■ SHORT TASK:
Omit any picture, and return the remaining data exactly as written.

■ SUPPLIED MATERIAL:
[START]

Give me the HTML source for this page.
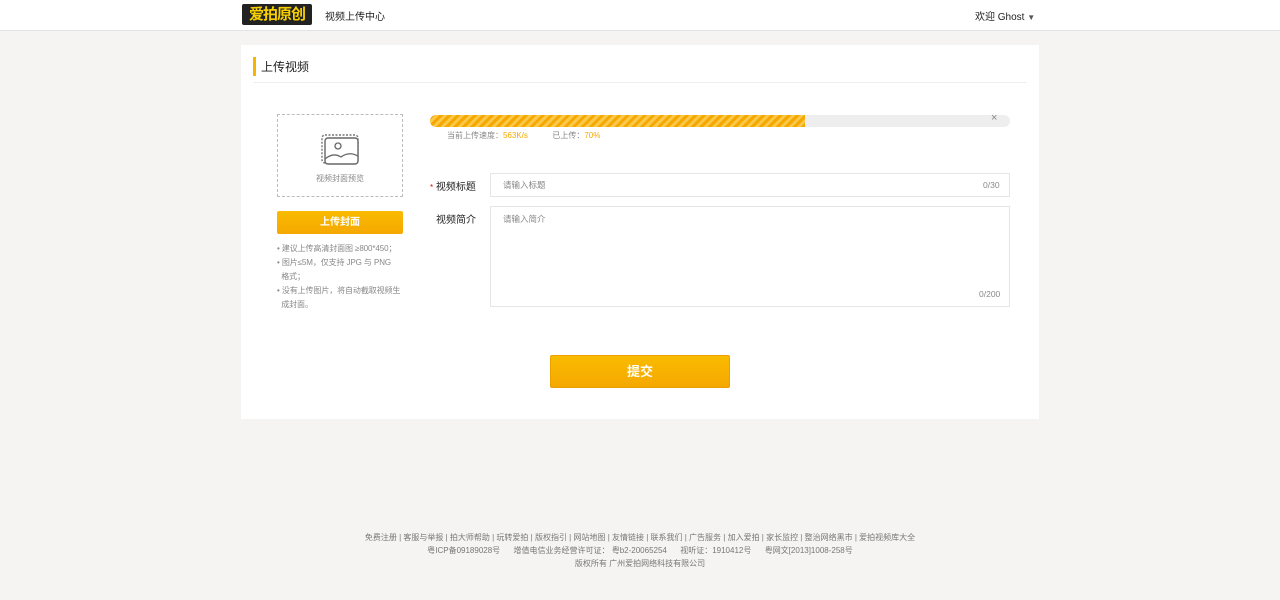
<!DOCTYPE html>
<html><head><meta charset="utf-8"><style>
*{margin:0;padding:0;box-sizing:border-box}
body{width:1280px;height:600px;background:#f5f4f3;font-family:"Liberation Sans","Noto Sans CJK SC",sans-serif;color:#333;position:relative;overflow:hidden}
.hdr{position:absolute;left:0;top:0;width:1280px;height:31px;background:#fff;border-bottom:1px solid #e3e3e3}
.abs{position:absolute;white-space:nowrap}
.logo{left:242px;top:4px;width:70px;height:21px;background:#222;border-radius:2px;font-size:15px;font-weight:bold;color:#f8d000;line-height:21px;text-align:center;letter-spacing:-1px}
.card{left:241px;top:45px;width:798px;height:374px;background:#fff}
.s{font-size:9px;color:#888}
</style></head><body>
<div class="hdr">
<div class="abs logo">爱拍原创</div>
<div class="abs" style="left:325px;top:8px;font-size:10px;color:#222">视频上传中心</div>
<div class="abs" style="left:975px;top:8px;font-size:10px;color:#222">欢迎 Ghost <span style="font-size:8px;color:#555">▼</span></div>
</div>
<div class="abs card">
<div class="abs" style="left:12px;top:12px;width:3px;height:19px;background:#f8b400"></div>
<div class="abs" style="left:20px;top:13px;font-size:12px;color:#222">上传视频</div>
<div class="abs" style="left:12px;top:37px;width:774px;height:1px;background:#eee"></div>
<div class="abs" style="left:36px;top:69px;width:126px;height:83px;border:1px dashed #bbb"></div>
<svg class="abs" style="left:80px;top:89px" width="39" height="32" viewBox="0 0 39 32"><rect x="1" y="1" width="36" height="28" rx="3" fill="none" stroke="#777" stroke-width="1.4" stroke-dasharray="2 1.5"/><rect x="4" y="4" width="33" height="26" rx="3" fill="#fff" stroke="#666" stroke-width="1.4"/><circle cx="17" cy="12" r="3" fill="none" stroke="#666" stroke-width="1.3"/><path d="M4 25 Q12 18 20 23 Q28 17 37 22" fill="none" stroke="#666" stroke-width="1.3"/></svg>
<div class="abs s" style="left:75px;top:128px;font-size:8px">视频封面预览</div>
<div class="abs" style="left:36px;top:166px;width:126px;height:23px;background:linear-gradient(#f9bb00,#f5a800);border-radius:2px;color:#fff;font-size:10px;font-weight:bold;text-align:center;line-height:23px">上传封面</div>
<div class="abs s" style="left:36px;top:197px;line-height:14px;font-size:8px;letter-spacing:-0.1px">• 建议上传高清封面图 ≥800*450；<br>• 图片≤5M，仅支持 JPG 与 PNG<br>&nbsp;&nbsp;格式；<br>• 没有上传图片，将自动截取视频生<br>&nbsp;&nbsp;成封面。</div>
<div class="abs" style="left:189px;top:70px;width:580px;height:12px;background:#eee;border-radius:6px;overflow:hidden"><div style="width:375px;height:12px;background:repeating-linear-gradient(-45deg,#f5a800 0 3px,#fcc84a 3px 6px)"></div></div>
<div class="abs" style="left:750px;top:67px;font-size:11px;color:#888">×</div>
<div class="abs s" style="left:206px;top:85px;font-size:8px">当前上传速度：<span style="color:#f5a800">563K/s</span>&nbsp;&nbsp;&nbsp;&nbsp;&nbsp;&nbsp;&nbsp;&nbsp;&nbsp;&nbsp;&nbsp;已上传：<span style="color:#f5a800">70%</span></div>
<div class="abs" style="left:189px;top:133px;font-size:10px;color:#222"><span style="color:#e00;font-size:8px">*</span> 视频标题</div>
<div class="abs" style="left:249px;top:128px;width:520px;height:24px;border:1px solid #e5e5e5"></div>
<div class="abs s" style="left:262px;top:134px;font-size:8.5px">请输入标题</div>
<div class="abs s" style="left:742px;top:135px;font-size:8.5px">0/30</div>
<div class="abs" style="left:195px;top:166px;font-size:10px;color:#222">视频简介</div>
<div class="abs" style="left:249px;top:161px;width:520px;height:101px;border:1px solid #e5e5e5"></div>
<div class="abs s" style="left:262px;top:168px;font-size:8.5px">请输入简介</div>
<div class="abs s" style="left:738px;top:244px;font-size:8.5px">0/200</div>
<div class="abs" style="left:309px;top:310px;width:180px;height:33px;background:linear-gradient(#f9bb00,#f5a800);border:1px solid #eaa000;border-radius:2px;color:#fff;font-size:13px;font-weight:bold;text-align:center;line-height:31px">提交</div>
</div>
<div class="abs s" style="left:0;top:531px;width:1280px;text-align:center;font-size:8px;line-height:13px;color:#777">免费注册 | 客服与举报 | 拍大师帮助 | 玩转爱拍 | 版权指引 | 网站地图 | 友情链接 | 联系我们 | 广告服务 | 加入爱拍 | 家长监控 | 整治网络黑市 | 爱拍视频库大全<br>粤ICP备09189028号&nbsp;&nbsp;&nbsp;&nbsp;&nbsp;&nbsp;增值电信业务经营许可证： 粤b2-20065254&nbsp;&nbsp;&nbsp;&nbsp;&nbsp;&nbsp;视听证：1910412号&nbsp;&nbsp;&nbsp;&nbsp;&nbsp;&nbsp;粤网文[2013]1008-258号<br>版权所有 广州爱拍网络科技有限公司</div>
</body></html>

[END]

■ ANSWER FOR THIS EXERCISE:
Give me the HTML source for this page.
<!DOCTYPE html>
<html><head><meta charset="utf-8"><style>
*{margin:0;padding:0;box-sizing:border-box}
body{width:1280px;height:600px;background:#f5f4f3;font-family:"Liberation Sans","Noto Sans CJK SC",sans-serif;color:#333;position:relative;overflow:hidden}
.hdr{position:absolute;left:0;top:0;width:1280px;height:31px;background:#fff;border-bottom:1px solid #e3e3e3}
.abs{position:absolute;white-space:nowrap}
.logo{left:242px;top:4px;width:70px;height:21px;background:#222;border-radius:2px;font-size:15px;font-weight:bold;color:#f8d000;line-height:21px;text-align:center;letter-spacing:-1px}
.card{left:241px;top:45px;width:798px;height:374px;background:#fff}
.s{font-size:9px;color:#888}
</style></head><body>
<div class="hdr">
<div class="abs logo">爱拍原创</div>
<div class="abs" style="left:325px;top:8px;font-size:10px;color:#222">视频上传中心</div>
<div class="abs" style="left:975px;top:8px;font-size:10px;color:#222">欢迎 Ghost <span style="font-size:8px;color:#555">▼</span></div>
</div>
<div class="abs card">
<div class="abs" style="left:12px;top:12px;width:3px;height:19px;background:#f8b400"></div>
<div class="abs" style="left:20px;top:13px;font-size:12px;color:#222">上传视频</div>
<div class="abs" style="left:12px;top:37px;width:774px;height:1px;background:#eee"></div>
<div class="abs" style="left:36px;top:69px;width:126px;height:83px;border:1px dashed #bbb"></div>
<svg class="abs" style="left:80px;top:89px" width="39" height="32" viewBox="0 0 39 32"><rect x="1" y="1" width="36" height="28" rx="3" fill="none" stroke="#777" stroke-width="1.4" stroke-dasharray="2 1.5"/><rect x="4" y="4" width="33" height="26" rx="3" fill="#fff" stroke="#666" stroke-width="1.4"/><circle cx="17" cy="12" r="3" fill="none" stroke="#666" stroke-width="1.3"/><path d="M4 25 Q12 18 20 23 Q28 17 37 22" fill="none" stroke="#666" stroke-width="1.3"/></svg>
<div class="abs s" style="left:75px;top:128px;font-size:8px">视频封面预览</div>
<div class="abs" style="left:36px;top:166px;width:126px;height:23px;background:linear-gradient(#f9bb00,#f5a800);border-radius:2px;color:#fff;font-size:10px;font-weight:bold;text-align:center;line-height:23px">上传封面</div>
<div class="abs s" style="left:36px;top:197px;line-height:14px;font-size:8px;letter-spacing:-0.1px">• 建议上传高清封面图 ≥800*450；<br>• 图片≤5M，仅支持 JPG 与 PNG<br>&nbsp;&nbsp;格式；<br>• 没有上传图片，将自动截取视频生<br>&nbsp;&nbsp;成封面。</div>
<div class="abs" style="left:189px;top:70px;width:580px;height:12px;background:#eee;border-radius:6px;overflow:hidden"><div style="width:375px;height:12px;background:repeating-linear-gradient(-45deg,#f5a800 0 3px,#fcc84a 3px 6px)"></div></div>
<div class="abs" style="left:750px;top:67px;font-size:11px;color:#888">×</div>
<div class="abs s" style="left:206px;top:85px;font-size:8px">当前上传速度：<span style="color:#f5a800">563K/s</span>&nbsp;&nbsp;&nbsp;&nbsp;&nbsp;&nbsp;&nbsp;&nbsp;&nbsp;&nbsp;&nbsp;已上传：<span style="color:#f5a800">70%</span></div>
<div class="abs" style="left:189px;top:133px;font-size:10px;color:#222"><span style="color:#e00;font-size:8px">*</span> 视频标题</div>
<div class="abs" style="left:249px;top:128px;width:520px;height:24px;border:1px solid #e5e5e5"></div>
<div class="abs s" style="left:262px;top:134px;font-size:8.5px">请输入标题</div>
<div class="abs s" style="left:742px;top:135px;font-size:8.5px">0/30</div>
<div class="abs" style="left:195px;top:166px;font-size:10px;color:#222">视频简介</div>
<div class="abs" style="left:249px;top:161px;width:520px;height:101px;border:1px solid #e5e5e5"></div>
<div class="abs s" style="left:262px;top:168px;font-size:8.5px">请输入简介</div>
<div class="abs s" style="left:738px;top:244px;font-size:8.5px">0/200</div>
<div class="abs" style="left:309px;top:310px;width:180px;height:33px;background:linear-gradient(#f9bb00,#f5a800);border:1px solid #eaa000;border-radius:2px;color:#fff;font-size:13px;font-weight:bold;text-align:center;line-height:31px">提交</div>
</div>
<div class="abs s" style="left:0;top:531px;width:1280px;text-align:center;font-size:8px;line-height:13px;color:#777">免费注册 | 客服与举报 | 拍大师帮助 | 玩转爱拍 | 版权指引 | 网站地图 | 友情链接 | 联系我们 | 广告服务 | 加入爱拍 | 家长监控 | 整治网络黑市 | 爱拍视频库大全<br>粤ICP备09189028号&nbsp;&nbsp;&nbsp;&nbsp;&nbsp;&nbsp;增值电信业务经营许可证： 粤b2-20065254&nbsp;&nbsp;&nbsp;&nbsp;&nbsp;&nbsp;视听证：1910412号&nbsp;&nbsp;&nbsp;&nbsp;&nbsp;&nbsp;粤网文[2013]1008-258号<br>版权所有 广州爱拍网络科技有限公司</div>
</body></html>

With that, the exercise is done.